>>
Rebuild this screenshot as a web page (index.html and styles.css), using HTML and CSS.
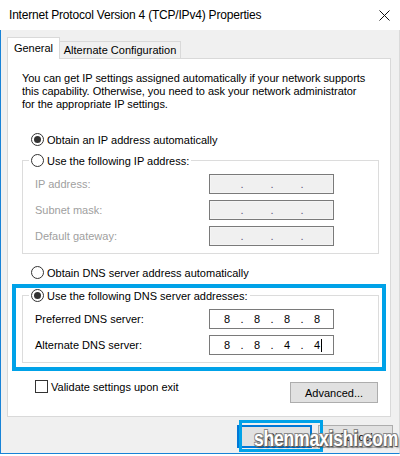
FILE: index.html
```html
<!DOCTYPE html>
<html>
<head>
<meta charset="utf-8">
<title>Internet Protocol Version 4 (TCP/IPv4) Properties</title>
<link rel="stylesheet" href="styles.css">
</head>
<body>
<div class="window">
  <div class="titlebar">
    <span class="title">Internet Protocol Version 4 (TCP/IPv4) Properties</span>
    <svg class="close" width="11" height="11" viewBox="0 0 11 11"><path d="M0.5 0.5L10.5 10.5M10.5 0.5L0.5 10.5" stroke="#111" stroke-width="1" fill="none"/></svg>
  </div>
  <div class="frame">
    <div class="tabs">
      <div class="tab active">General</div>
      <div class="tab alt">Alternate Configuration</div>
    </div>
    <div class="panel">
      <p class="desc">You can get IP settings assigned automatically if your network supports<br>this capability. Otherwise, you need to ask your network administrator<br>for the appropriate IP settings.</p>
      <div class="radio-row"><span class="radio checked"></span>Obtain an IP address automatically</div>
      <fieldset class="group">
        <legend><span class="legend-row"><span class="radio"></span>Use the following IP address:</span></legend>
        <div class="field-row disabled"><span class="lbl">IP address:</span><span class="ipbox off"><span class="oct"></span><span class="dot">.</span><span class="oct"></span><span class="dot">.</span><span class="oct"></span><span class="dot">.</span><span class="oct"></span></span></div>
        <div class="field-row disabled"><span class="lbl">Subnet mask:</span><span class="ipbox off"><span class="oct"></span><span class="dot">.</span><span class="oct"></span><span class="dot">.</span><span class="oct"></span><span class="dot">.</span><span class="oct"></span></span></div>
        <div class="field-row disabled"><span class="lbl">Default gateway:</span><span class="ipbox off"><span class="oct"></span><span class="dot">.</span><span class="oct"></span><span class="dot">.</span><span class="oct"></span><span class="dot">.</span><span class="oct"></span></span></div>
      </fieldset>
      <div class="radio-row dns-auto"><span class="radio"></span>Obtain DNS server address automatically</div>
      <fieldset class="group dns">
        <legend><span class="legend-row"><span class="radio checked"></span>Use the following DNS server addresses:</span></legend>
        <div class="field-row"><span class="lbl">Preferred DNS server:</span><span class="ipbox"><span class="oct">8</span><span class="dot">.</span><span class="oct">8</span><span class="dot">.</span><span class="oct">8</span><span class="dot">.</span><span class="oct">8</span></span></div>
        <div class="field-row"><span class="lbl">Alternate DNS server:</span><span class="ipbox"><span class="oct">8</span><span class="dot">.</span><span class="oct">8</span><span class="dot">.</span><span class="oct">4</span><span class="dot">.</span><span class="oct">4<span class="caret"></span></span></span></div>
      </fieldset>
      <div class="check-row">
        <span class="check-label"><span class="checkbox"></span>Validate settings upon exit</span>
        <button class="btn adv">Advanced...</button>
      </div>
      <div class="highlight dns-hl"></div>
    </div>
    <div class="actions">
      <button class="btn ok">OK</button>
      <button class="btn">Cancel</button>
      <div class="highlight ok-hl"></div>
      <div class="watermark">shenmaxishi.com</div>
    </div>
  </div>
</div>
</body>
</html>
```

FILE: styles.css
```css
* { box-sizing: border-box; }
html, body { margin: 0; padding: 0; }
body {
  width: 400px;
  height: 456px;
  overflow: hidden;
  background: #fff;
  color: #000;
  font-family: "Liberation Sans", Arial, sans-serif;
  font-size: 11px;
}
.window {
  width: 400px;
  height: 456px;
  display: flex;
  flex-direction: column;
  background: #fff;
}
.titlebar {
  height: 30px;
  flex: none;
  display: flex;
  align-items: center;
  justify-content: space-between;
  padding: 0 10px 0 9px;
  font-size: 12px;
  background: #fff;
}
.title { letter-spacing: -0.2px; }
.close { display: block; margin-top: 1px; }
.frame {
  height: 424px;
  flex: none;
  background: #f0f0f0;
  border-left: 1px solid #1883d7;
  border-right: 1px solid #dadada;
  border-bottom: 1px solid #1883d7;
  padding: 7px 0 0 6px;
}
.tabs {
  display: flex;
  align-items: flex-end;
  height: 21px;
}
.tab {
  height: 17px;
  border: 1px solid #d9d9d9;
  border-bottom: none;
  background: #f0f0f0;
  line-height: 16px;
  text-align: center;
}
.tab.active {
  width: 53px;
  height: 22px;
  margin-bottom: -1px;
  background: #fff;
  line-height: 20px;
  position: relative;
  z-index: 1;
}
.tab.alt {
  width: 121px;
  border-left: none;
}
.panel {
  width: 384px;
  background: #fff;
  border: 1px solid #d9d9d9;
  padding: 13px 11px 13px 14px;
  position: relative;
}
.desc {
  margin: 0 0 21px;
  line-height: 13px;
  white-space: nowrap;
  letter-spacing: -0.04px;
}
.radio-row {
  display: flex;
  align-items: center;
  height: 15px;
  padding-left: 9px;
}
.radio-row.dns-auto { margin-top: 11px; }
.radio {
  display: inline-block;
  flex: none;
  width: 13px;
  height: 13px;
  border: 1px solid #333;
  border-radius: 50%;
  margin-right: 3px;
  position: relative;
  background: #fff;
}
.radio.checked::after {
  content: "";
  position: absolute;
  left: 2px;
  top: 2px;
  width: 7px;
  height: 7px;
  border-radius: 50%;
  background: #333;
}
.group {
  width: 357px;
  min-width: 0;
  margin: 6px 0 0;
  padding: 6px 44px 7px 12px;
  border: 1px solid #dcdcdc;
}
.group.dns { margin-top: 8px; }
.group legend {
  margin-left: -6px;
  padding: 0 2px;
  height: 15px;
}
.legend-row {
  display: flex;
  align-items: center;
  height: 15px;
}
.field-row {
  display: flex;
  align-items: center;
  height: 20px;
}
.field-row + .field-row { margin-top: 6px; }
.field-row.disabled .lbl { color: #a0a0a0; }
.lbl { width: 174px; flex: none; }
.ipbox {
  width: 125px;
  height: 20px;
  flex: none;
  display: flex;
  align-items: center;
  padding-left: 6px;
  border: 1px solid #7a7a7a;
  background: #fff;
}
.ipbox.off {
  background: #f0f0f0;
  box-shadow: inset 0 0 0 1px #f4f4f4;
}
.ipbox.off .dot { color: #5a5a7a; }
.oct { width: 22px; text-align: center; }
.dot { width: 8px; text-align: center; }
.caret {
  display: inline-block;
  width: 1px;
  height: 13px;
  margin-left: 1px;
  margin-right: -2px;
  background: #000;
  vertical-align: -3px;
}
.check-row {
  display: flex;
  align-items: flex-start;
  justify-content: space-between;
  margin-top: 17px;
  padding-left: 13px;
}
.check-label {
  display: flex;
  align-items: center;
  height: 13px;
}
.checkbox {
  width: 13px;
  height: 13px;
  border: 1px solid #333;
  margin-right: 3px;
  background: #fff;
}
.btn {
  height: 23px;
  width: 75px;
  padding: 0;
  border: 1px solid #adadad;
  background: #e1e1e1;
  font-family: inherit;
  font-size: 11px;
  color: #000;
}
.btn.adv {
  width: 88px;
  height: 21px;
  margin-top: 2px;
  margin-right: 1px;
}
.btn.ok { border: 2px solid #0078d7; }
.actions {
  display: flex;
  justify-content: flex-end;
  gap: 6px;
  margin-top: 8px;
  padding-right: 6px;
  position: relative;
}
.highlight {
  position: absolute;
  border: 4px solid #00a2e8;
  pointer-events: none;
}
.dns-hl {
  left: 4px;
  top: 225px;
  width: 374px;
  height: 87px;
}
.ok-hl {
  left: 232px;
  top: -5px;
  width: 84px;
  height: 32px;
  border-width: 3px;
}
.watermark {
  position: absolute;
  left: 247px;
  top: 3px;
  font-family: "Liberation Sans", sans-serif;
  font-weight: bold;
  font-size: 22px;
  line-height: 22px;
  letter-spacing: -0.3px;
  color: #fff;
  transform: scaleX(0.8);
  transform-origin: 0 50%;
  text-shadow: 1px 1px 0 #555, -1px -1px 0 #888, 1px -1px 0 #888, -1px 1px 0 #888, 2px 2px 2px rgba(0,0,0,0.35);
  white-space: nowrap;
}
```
<<
Which lines hold the string "styles"? List them all.

EXERCISE OUTPUT:
Rebuild this screenshot as a web page (index.html and styles.css), using HTML and CSS.
<link rel="stylesheet" href="styles.css">
FILE: styles.css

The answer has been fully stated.